Shares of Lululemon Athletica (LULU 1.43%) surged over 10% after its recent earnings report although the stock is still down over 30% from its all-time high. The company just reported fiscal fourth-quarter revenue and earnings per share that came in above analysts' consensus estimates.

The brand's growth through a difficult stretch for the economy only bolsters the investment case for the stock. Let's review what's working for the fast-growing athletic apparel brand and why investors should consider buying the stock today.

Impressive performance

Leading e-commerce brands have reported sluggish growth over the last year. If the impact of high inflation was going to show a weakness in Lululemon's armor, we would have seen it by now.

However, for its fiscal 2022 fourth quarter (ended Jan. 29), Lululemon reported revenue and adjusted earnings growth of 30% year over year, with 52% of revenue coming from its direct-to-consumer (e-commerce) channel. Despite the macroeconomic headwinds, it was impressive that revenue grew faster than the year-ago quarter's 23%.  

The company made significant strides with new and existing customers. Transaction growth with new purchasers increased by 30% in the fourth quarter, while increasing 35% with existing customers. This was moderately higher than the mid- to high 20% increase for both metrics for the full year.

"Our ability to exceed our annual revenue target in a dynamic operating environment is a testament to the enduring strength of the Lululemon brand," Chief Financial Officer Meghan Frank said. 

Lululemon's acceleration stands out in a highly promotional retail environment. For example, Nike had to drive some of its sales with promotions to move excess inventory, which hurt profits. But Lululemon's superior growth in revenue and profits shows it might have the strongest brand in the athletic wear industry.

Growth expectations

Over the last three years, revenue has grown at a 27% compound annual rate. Management launched its new Power of Three growth plan last year that calls for doubling the size of the men's business, international, and e-commerce revenues over the next five years. At this rate, Lululemon is coming in ahead of schedule. It would likely be growing faster if inflation and economic uncertainty weren't cramping consumer spending power.

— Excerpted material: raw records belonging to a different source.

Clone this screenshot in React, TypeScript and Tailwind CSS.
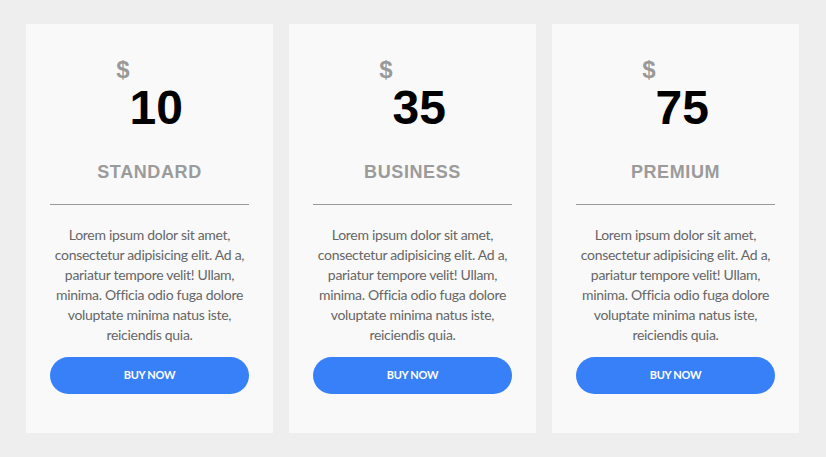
import React from "react";

const plans = [
  { price: "10", name: "STANDARD" },
  { price: "35", name: "BUSINESS" },
  { price: "75", name: "PREMIUM" },
];

const text =
  "Lorem ipsum dolor sit amet, consectetur adipisicing elit. Ad a, pariatur tempore velit! Ullam, minima. Officia odio fuga dolore voluptate minima natus iste, reiciendis quia.";

export default function App() {
  return (
    <div className="min-h-screen bg-[#eeeeee] pt-[24px] pl-[26px]">
      <div className="flex gap-[16px]">
        {plans.map((p) => (
          <div
            key={p.name}
            className="w-[247px] h-[409px] bg-[#f9f9f9] px-[24px] pt-[34px] flex flex-col"
          >
            <div
              className="flex justify-center items-start font-bold"
              style={{ fontFamily: '"Liberation Sans", Arial, sans-serif' }}
            >
              <span className="text-[24px] leading-none text-[#999999]">$</span>
              <span className="text-[48px] leading-none text-black mt-[26px]">
                {p.price}
              </span>
            </div>
            <div
              className="mt-[31px] text-center text-[18px] leading-none font-bold tracking-[0.6px] text-[#9b9b9b]"
              style={{ fontFamily: '"Liberation Sans", Arial, sans-serif' }}
            >
              {p.name}
            </div>
            <div className="mt-[23px] h-px bg-[#9a9a9a]" />
            <p
              className="mt-[20px] text-center text-[14px] leading-[20px] tracking-[-0.3px] text-[#666666]"
              style={{ fontFamily: "Lato, sans-serif" }}
            >
              {text}
            </p>
            <button
              className="mt-[12px] h-[37px] w-full rounded-full bg-[#3780f7] text-white text-[11px] tracking-[-0.3px] font-bold"
              style={{ fontFamily: "Lato, sans-serif" }}
            >
              BUY NOW
            </button>
          </div>
        ))}
      </div>
    </div>
  );
}
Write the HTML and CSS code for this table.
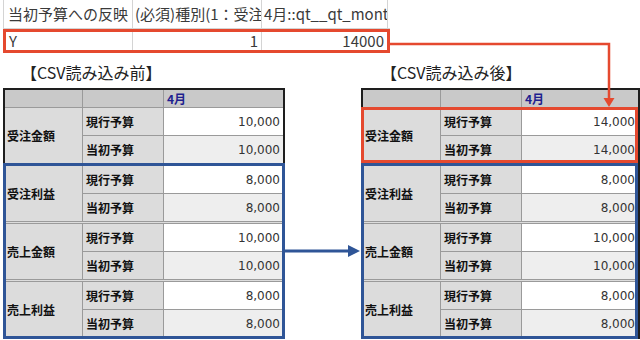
FILE: index.html
```html
<!DOCTYPE html>
<html lang="ja">
<head>
<meta charset="utf-8">
<title>CSV読み込み</title>
<link rel="stylesheet" href="styles.css">
</head>
<body>
<div class="sheet">
  <div class="sheet-head">
    <div class="cell c1">当初予算への反映</div>
    <div class="cell">(必須)種別(1：受注金額、2：受注利益)</div>
    <div class="cell">4月::qt__qt_monthly_budget</div>
  </div>
  <div class="sheet-data">
    <div class="cell">Y</div>
    <div class="cell num">1</div>
    <div class="cell num">14000</div>
  </div>
</div>

<div class="panels">
  <section class="panel before">
    <h2 class="caption">【CSV読み込み前】</h2>
    <div class="table">
      <div class="thead"><div class="th"></div><div class="th"></div><div class="th month">4月</div></div>
      <div class="group">
        <div class="label">受注金額</div>
        <div class="sub r1">現行予算</div><div class="val r1">10,000</div>
        <div class="sub">当初予算</div><div class="val alt">10,000</div>
      </div>
      <div class="hl hl-blue">
        <div class="group sep">
          <div class="label">受注利益</div>
          <div class="sub r1">現行予算</div><div class="val r1">8,000</div>
          <div class="sub">当初予算</div><div class="val alt">8,000</div>
        </div>
        <div class="group sep">
          <div class="label">売上金額</div>
          <div class="sub r1">現行予算</div><div class="val r1">10,000</div>
          <div class="sub">当初予算</div><div class="val alt">10,000</div>
        </div>
        <div class="group sep">
          <div class="label">売上利益</div>
          <div class="sub r1">現行予算</div><div class="val r1">8,000</div>
          <div class="sub">当初予算</div><div class="val alt">8,000</div>
        </div>
      </div>
    </div>
  </section>

  <section class="panel after">
    <h2 class="caption">【CSV読み込み後】</h2>
    <div class="table">
      <div class="thead"><div class="th"></div><div class="th"></div><div class="th month">4月</div></div>
      <div class="hl hl-red">
        <div class="group">
          <div class="label">受注金額</div>
          <div class="sub r1">現行予算</div><div class="val r1">14,000</div>
          <div class="sub">当初予算</div><div class="val alt">14,000</div>
        </div>
      </div>
      <div class="hl hl-blue">
        <div class="group sep">
          <div class="label">受注利益</div>
          <div class="sub r1">現行予算</div><div class="val r1">8,000</div>
          <div class="sub">当初予算</div><div class="val alt">8,000</div>
        </div>
        <div class="group sep">
          <div class="label">売上金額</div>
          <div class="sub r1">現行予算</div><div class="val r1">10,000</div>
          <div class="sub">当初予算</div><div class="val alt">10,000</div>
        </div>
        <div class="group sep">
          <div class="label">売上利益</div>
          <div class="sub r1">現行予算</div><div class="val r1">8,000</div>
          <div class="sub">当初予算</div><div class="val alt">8,000</div>
        </div>
      </div>
    </div>
  </section>
</div>

<svg class="links" width="640" height="340" viewBox="0 0 640 340" aria-hidden="true">
  <path d="M390 44 H609 V99" fill="none" stroke="#e5492f" stroke-width="2.5"/>
  <polygon points="603.5,98 614.5,98 609,107" fill="#e5492f"/>
  <path d="M285 251 H349" fill="none" stroke="#2f5597" stroke-width="3"/>
  <polygon points="348,245 360,251 348,257" fill="#2f5597"/>
</svg>
</body>
</html>
```

FILE: styles.css
```css
* { box-sizing: border-box; }

body {
  margin: 0;
  width: 640px;
  height: 340px;
  overflow: hidden;
  position: relative;
  background: #fff;
  font-family: "Noto Sans CJK JP", "Noto Sans", sans-serif;
}

/* spreadsheet strip */
.sheet {
  margin-left: 3px;
  width: 387px;
  font-size: 15px;
  color: #3a3a3a;
}
.sheet-head {
  display: grid;
  grid-template-columns: 129px 129px 127px;
  height: 29px;
  border-bottom: 1px solid #d4d4d4;
}
.sheet-head .cell {
  border-left: 1px solid #d4d4d4;
  line-height: 28px;
  white-space: nowrap;
  overflow: hidden;
  padding-left: 2px;
}
.sheet-head .c1 { padding-left: 4px; }
.sheet-head .cell:last-child { border-right: 1px solid #d4d4d4; }

.sheet-data {
  display: grid;
  grid-template-columns: 126px 129px 1fr;
  height: 24px;
  border: 3px solid #e5492f;
}
.sheet-data .cell {
  line-height: 18px;
  padding: 0 3px;
  white-space: nowrap;
}
.sheet-data .num {
  text-align: right;
  border-left: 1px solid #d4d4d4;
}

/* panels */
.panels {
  display: flex;
  gap: 76px;
  margin-top: 8px;
  padding-left: 3px;
}
.panel.before { width: 282px; }
.panel.after { width: 279px; }

.caption {
  margin: 0 0 5px;
  height: 22px;
  line-height: 22px;
  font-size: 16px;
  font-weight: 400;
  color: #222;
  padding-left: 18px;
  white-space: nowrap;
}
.after .caption { padding-left: 20px; }

.table {
  border: 2px solid #1e1e1e;
  font-size: 12px;
  color: #111;
}
.thead {
  display: grid;
  grid-template-columns: 78px 81px 1fr;
  height: 18px;
  background: #c9c9c9;
  border-bottom: 1px solid #9a9a9a;
}
.th { border-right: 1px solid #9a9a9a; }
.th.month {
  border-right: 0;
  padding-left: 3px;
  line-height: 17px;
  font-weight: 700;
  color: #1f1f8f;
}

.group {
  display: grid;
  grid-template-columns: 78px 81px 1fr;
  grid-template-rows: 28px 27px;
  background: #dcdcdc;
}
.group.sep { border-top: 3px double #9a9a9a; }

.label {
  grid-row: 1 / span 2;
  border-right: 1px solid #9a9a9a;
  display: flex;
  align-items: center;
  padding-left: 2px;
  font-weight: 700;
}
.sub {
  border-right: 1px solid #9a9a9a;
  display: flex;
  align-items: center;
  padding-left: 3px;
  font-weight: 700;
}
.val {
  display: flex;
  align-items: center;
  justify-content: flex-end;
  padding-right: 3px;
  background: #fff;
  font-family: "DejaVu Sans", sans-serif;
  color: #333;
}
.val.alt { background: #eeeeee; }
.r1 { border-bottom: 1px solid #9a9a9a; }

/* highlight boxes */
.hl { position: relative; }
.hl::after {
  content: "";
  position: absolute;
  top: 0;
  left: -2px;
  right: -2px;
  bottom: -2px;
  border: 3px solid;
  pointer-events: none;
}
.hl-blue::after { border-color: #2f5597; }
.hl-red::after { border-color: #e5492f; top: -1px; bottom: 0; }
.after .hl::after { right: 0; }

.links {
  position: absolute;
  top: 0;
  left: 0;
  pointer-events: none;
}
```
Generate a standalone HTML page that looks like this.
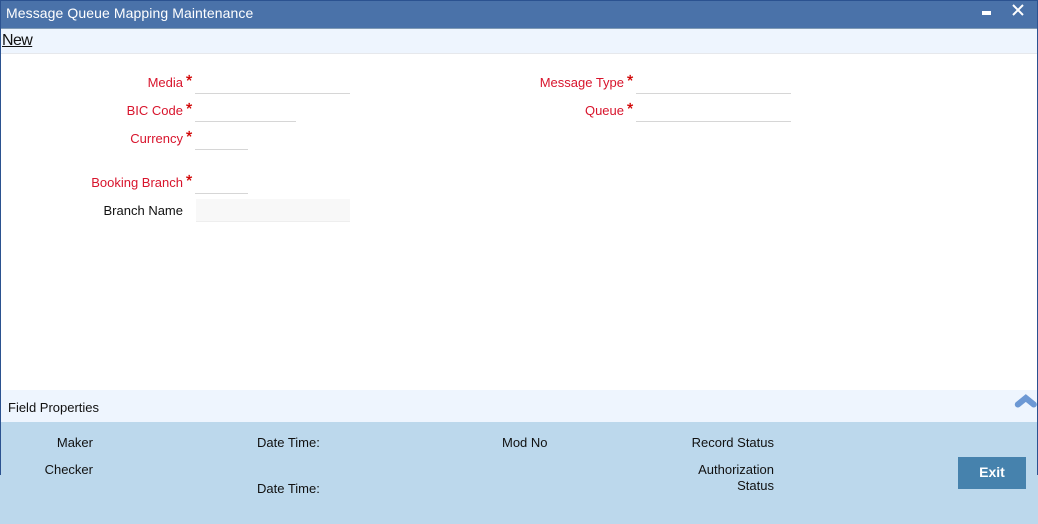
<!DOCTYPE html>
<html><head><meta charset="utf-8"><style>
html,body{margin:0;padding:0;background:#fff}
#p{position:relative;width:1038px;height:524px;overflow:hidden;background:#fff;font-family:"Liberation Sans",Arial,sans-serif;font-size:13px;color:#111}
#p div{position:absolute;white-space:nowrap}
.l{text-align:right;color:#d8142c;line-height:16px;height:16px}
.k{text-align:right;color:#111;line-height:16px;height:16px}
.s{color:#d00000;font-size:16px;-webkit-text-stroke:0.3px #d00000;line-height:16px;height:16px}
.i{height:1px;background:#d6d6d6}
</style></head><body><div id="p">
<div style="left:0;top:0;width:1038px;height:28px;background:#4a72a9"></div>
<div style="left:0;top:0;width:1038px;height:1px;background:#2b5290"></div>
<div style="left:0;top:28px;width:1038px;height:1px;background:#7f9ab5"></div>
<div style="left:6px;top:5px;line-height:16px;font-size:14px;letter-spacing:0.09px;color:#fff">Message Queue Mapping Maintenance</div>
<div style="left:982px;top:11px;width:9px;height:4px;background:#fff"></div>
<svg style="position:absolute;left:1011px;top:4px" width="14" height="12"><path d="M2 1L12 11M12 1L2 11" stroke="#fff" stroke-width="2" fill="none"/></svg>
<div style="left:0;top:29px;width:1038px;height:24px;background:#eef5fe"></div>
<div style="left:0;top:53px;width:1038px;height:1px;background:#e6e8ec"></div>
<div style="left:2px;top:32px;line-height:18px;font-size:16px;letter-spacing:-0.6px;color:#111;text-decoration:underline">New</div>

<div class="l" style="left:60px;width:123px;top:75px">Media</div><div class="s" style="left:186px;top:74px">*</div><div class="i" style="left:195px;top:93px;width:155px"></div>
<div class="l" style="left:60px;width:123px;top:103px">BIC Code</div><div class="s" style="left:186px;top:102px">*</div><div class="i" style="left:195px;top:121px;width:101px"></div>
<div class="l" style="left:60px;width:123px;top:131px">Currency</div><div class="s" style="left:186px;top:130px">*</div><div class="i" style="left:195px;top:149px;width:53px"></div>
<div class="l" style="left:60px;width:123px;top:175px">Booking Branch</div><div class="s" style="left:186px;top:174px">*</div><div class="i" style="left:195px;top:193px;width:53px"></div>
<div class="k" style="left:60px;width:123px;top:203px">Branch Name</div>
<div style="left:196px;top:199px;width:154px;height:22px;background:#f8f8f8;border-bottom:1px solid #eeeeee"></div>

<div class="l" style="left:500px;width:124px;top:75px">Message Type</div><div class="s" style="left:627px;top:74px">*</div><div class="i" style="left:636px;top:93px;width:155px"></div>
<div class="l" style="left:500px;width:124px;top:103px">Queue</div><div class="s" style="left:627px;top:102px">*</div><div class="i" style="left:636px;top:121px;width:155px"></div>

<div style="left:0;top:390px;width:1038px;height:32px;background:#eef5fe"></div>
<div style="left:8px;top:400px;line-height:16px">Field Properties</div>
<svg style="position:absolute;left:1014px;top:392px" width="24" height="18"><path d="M3.800 12.500L11.800 6L19.800 12.500" stroke="#6c98d4" stroke-width="6" stroke-linecap="round" stroke-linejoin="miter" fill="none"/></svg>
<div style="left:0;top:422px;width:1038px;height:102px;background:#bcd8ec"></div>
<div class="k" style="left:0;width:93px;top:435px">Maker</div>
<div class="k" style="left:0;width:93px;top:462px">Checker</div>
<div style="left:257px;top:435px;line-height:16px">Date Time:</div>
<div style="left:257px;top:481px;line-height:16px">Date Time:</div>
<div style="left:502px;top:435px;line-height:16px">Mod No</div>
<div class="k" style="left:650px;width:124px;top:435px">Record Status</div>
<div class="k" style="left:650px;width:124px;top:462px">Authorization</div>
<div class="k" style="left:650px;width:124px;top:478px">Status</div>
<div style="left:958px;top:457px;width:68px;height:32px;background:#4682ad;color:#fff;font-size:14px;font-weight:bold;text-align:center;line-height:31px">Exit</div>

<div style="left:0;top:0;width:1px;height:475px;background:#2b5290"></div>
<div style="left:1037px;top:0;width:1px;height:475px;background:#2b5290"></div>
</div></body></html>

In the near term, management is keeping its foot on the gas. The company continues to expand its product categories and build on the sales momentum of recently released product collections, especially in footwear.

Since launching its first-ever footwear line in 2022, Lululemon has received positive customer and media reviews. Its planning to launch a new footwear line for men next year. 

The writing is on the wall as to where Lululemon (and the stock) is headed over the long term. On a forward price-to-earnings basis, the stock of Lululemon has traded at a discount to Nike since the beginning of the year, despite Lululemon's superior record of growth over the last 10 years, and it's still in the early innings of international expansion.

LULU Revenue (Quarterly) Chart

Data by YCharts

But Wall Street analysts are starting to come around. Citi analyst Paul Lejuez upgraded the stock following the earnings report to a buy rating and expects earnings to grow more than 20% per year through fiscal 2027. That would be enough growth to at least double the stock price, assuming Lululemon shares are still trading at the same forward P/E of 32 (Nike trades at a multiple of 37).

All said, I believe Lululemon is one of the best growth stocks to hold for the long term.